**WHAT NEEDS TO BE DONE**
Would you transcribe the listing that follows, character for character, and omit its images?
---+---
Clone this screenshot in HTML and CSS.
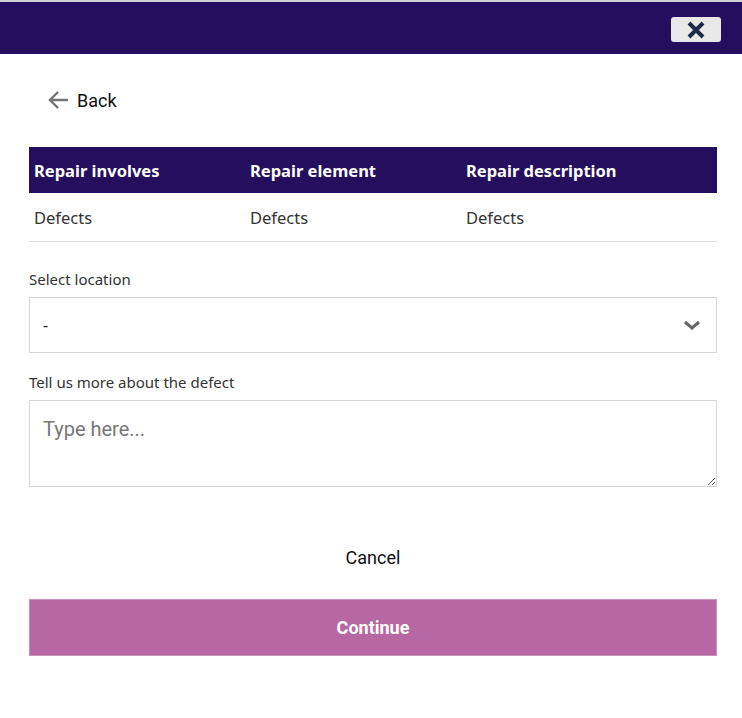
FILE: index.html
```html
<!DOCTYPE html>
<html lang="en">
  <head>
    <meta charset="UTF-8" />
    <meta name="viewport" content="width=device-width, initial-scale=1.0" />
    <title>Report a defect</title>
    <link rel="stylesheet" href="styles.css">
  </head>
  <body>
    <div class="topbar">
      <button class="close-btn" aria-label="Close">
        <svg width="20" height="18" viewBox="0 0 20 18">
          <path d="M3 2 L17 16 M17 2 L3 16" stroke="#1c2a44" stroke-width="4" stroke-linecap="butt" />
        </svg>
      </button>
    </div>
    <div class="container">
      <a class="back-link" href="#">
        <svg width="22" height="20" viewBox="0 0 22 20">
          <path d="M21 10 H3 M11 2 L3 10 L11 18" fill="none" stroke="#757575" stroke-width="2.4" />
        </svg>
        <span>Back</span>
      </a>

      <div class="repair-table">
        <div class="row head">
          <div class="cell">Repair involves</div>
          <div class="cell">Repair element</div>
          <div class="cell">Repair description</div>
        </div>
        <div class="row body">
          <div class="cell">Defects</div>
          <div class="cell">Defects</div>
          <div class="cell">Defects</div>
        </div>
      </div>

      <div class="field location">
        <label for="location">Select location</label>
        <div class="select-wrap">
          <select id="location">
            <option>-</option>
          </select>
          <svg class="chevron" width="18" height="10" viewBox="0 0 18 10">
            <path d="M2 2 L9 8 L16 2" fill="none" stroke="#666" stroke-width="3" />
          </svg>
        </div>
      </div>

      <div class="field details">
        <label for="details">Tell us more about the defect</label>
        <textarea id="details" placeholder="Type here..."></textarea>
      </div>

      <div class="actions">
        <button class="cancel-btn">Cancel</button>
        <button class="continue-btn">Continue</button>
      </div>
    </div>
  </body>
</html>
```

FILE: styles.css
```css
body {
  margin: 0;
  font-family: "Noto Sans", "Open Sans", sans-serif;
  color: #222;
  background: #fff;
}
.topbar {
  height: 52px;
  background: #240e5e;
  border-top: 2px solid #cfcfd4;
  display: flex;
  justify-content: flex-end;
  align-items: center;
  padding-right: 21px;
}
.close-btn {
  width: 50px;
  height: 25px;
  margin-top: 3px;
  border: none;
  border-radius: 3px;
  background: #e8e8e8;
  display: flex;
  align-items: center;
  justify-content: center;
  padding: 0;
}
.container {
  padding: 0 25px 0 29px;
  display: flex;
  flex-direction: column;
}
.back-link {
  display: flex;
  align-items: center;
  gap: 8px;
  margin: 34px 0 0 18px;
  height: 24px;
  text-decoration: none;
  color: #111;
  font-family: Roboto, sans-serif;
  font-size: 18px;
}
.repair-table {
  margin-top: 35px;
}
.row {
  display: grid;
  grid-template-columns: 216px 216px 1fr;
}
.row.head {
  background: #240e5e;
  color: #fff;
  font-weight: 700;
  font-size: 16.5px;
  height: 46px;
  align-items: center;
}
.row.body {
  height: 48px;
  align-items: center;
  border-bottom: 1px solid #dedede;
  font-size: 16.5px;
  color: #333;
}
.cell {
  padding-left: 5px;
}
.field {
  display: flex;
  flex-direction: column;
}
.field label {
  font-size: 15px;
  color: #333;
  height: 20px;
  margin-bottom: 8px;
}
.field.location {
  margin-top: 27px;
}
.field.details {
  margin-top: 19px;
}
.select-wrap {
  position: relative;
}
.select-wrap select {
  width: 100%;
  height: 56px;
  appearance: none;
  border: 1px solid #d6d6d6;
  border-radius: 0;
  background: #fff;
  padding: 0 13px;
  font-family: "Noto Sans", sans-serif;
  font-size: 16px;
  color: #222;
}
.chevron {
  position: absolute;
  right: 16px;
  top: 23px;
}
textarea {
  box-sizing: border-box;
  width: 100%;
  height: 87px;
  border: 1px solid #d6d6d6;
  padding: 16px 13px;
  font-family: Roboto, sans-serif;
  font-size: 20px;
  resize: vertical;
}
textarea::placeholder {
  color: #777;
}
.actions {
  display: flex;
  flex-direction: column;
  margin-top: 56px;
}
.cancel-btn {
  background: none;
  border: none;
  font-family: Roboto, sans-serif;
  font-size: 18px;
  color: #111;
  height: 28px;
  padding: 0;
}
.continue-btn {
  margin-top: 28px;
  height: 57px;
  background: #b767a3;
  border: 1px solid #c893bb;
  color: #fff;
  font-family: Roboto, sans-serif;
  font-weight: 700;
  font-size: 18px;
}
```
---+---
**THE RESULT**
Clone this screenshot in HTML and CSS.
FILE: index.html
```html
<!DOCTYPE html>
<html lang="en">
  <head>
    <meta charset="UTF-8" />
    <meta name="viewport" content="width=device-width, initial-scale=1.0" />
    <title>Report a defect</title>
    <link rel="stylesheet" href="styles.css">
  </head>
  <body>
    <div class="topbar">
      <button class="close-btn" aria-label="Close">
        <svg width="20" height="18" viewBox="0 0 20 18">
          <path d="M3 2 L17 16 M17 2 L3 16" stroke="#1c2a44" stroke-width="4" stroke-linecap="butt" />
        </svg>
      </button>
    </div>
    <div class="container">
      <a class="back-link" href="#">
        <svg width="22" height="20" viewBox="0 0 22 20">
          <path d="M21 10 H3 M11 2 L3 10 L11 18" fill="none" stroke="#757575" stroke-width="2.4" />
        </svg>
        <span>Back</span>
      </a>

      <div class="repair-table">
        <div class="row head">
          <div class="cell">Repair involves</div>
          <div class="cell">Repair element</div>
          <div class="cell">Repair description</div>
        </div>
        <div class="row body">
          <div class="cell">Defects</div>
          <div class="cell">Defects</div>
          <div class="cell">Defects</div>
        </div>
      </div>

      <div class="field location">
        <label for="location">Select location</label>
        <div class="select-wrap">
          <select id="location">
            <option>-</option>
          </select>
          <svg class="chevron" width="18" height="10" viewBox="0 0 18 10">
            <path d="M2 2 L9 8 L16 2" fill="none" stroke="#666" stroke-width="3" />
          </svg>
        </div>
      </div>

      <div class="field details">
        <label for="details">Tell us more about the defect</label>
        <textarea id="details" placeholder="Type here..."></textarea>
      </div>

      <div class="actions">
        <button class="cancel-btn">Cancel</button>
        <button class="continue-btn">Continue</button>
      </div>
    </div>
  </body>
</html>
```

FILE: styles.css
```css
body {
  margin: 0;
  font-family: "Noto Sans", "Open Sans", sans-serif;
  color: #222;
  background: #fff;
}
.topbar {
  height: 52px;
  background: #240e5e;
  border-top: 2px solid #cfcfd4;
  display: flex;
  justify-content: flex-end;
  align-items: center;
  padding-right: 21px;
}
.close-btn {
  width: 50px;
  height: 25px;
  margin-top: 3px;
  border: none;
  border-radius: 3px;
  background: #e8e8e8;
  display: flex;
  align-items: center;
  justify-content: center;
  padding: 0;
}
.container {
  padding: 0 25px 0 29px;
  display: flex;
  flex-direction: column;
}
.back-link {
  display: flex;
  align-items: center;
  gap: 8px;
  margin: 34px 0 0 18px;
  height: 24px;
  text-decoration: none;
  color: #111;
  font-family: Roboto, sans-serif;
  font-size: 18px;
}
.repair-table {
  margin-top: 35px;
}
.row {
  display: grid;
  grid-template-columns: 216px 216px 1fr;
}
.row.head {
  background: #240e5e;
  color: #fff;
  font-weight: 700;
  font-size: 16.5px;
  height: 46px;
  align-items: center;
}
.row.body {
  height: 48px;
  align-items: center;
  border-bottom: 1px solid #dedede;
  font-size: 16.5px;
  color: #333;
}
.cell {
  padding-left: 5px;
}
.field {
  display: flex;
  flex-direction: column;
}
.field label {
  font-size: 15px;
  color: #333;
  height: 20px;
  margin-bottom: 8px;
}
.field.location {
  margin-top: 27px;
}
.field.details {
  margin-top: 19px;
}
.select-wrap {
  position: relative;
}
.select-wrap select {
  width: 100%;
  height: 56px;
  appearance: none;
  border: 1px solid #d6d6d6;
  border-radius: 0;
  background: #fff;
  padding: 0 13px;
  font-family: "Noto Sans", sans-serif;
  font-size: 16px;
  color: #222;
}
.chevron {
  position: absolute;
  right: 16px;
  top: 23px;
}
textarea {
  box-sizing: border-box;
  width: 100%;
  height: 87px;
  border: 1px solid #d6d6d6;
  padding: 16px 13px;
  font-family: Roboto, sans-serif;
  font-size: 20px;
  resize: vertical;
}
textarea::placeholder {
  color: #777;
}
.actions {
  display: flex;
  flex-direction: column;
  margin-top: 56px;
}
.cancel-btn {
  background: none;
  border: none;
  font-family: Roboto, sans-serif;
  font-size: 18px;
  color: #111;
  height: 28px;
  padding: 0;
}
.continue-btn {
  margin-top: 28px;
  height: 57px;
  background: #b767a3;
  border: 1px solid #c893bb;
  color: #fff;
  font-family: Roboto, sans-serif;
  font-weight: 700;
  font-size: 18px;
}
```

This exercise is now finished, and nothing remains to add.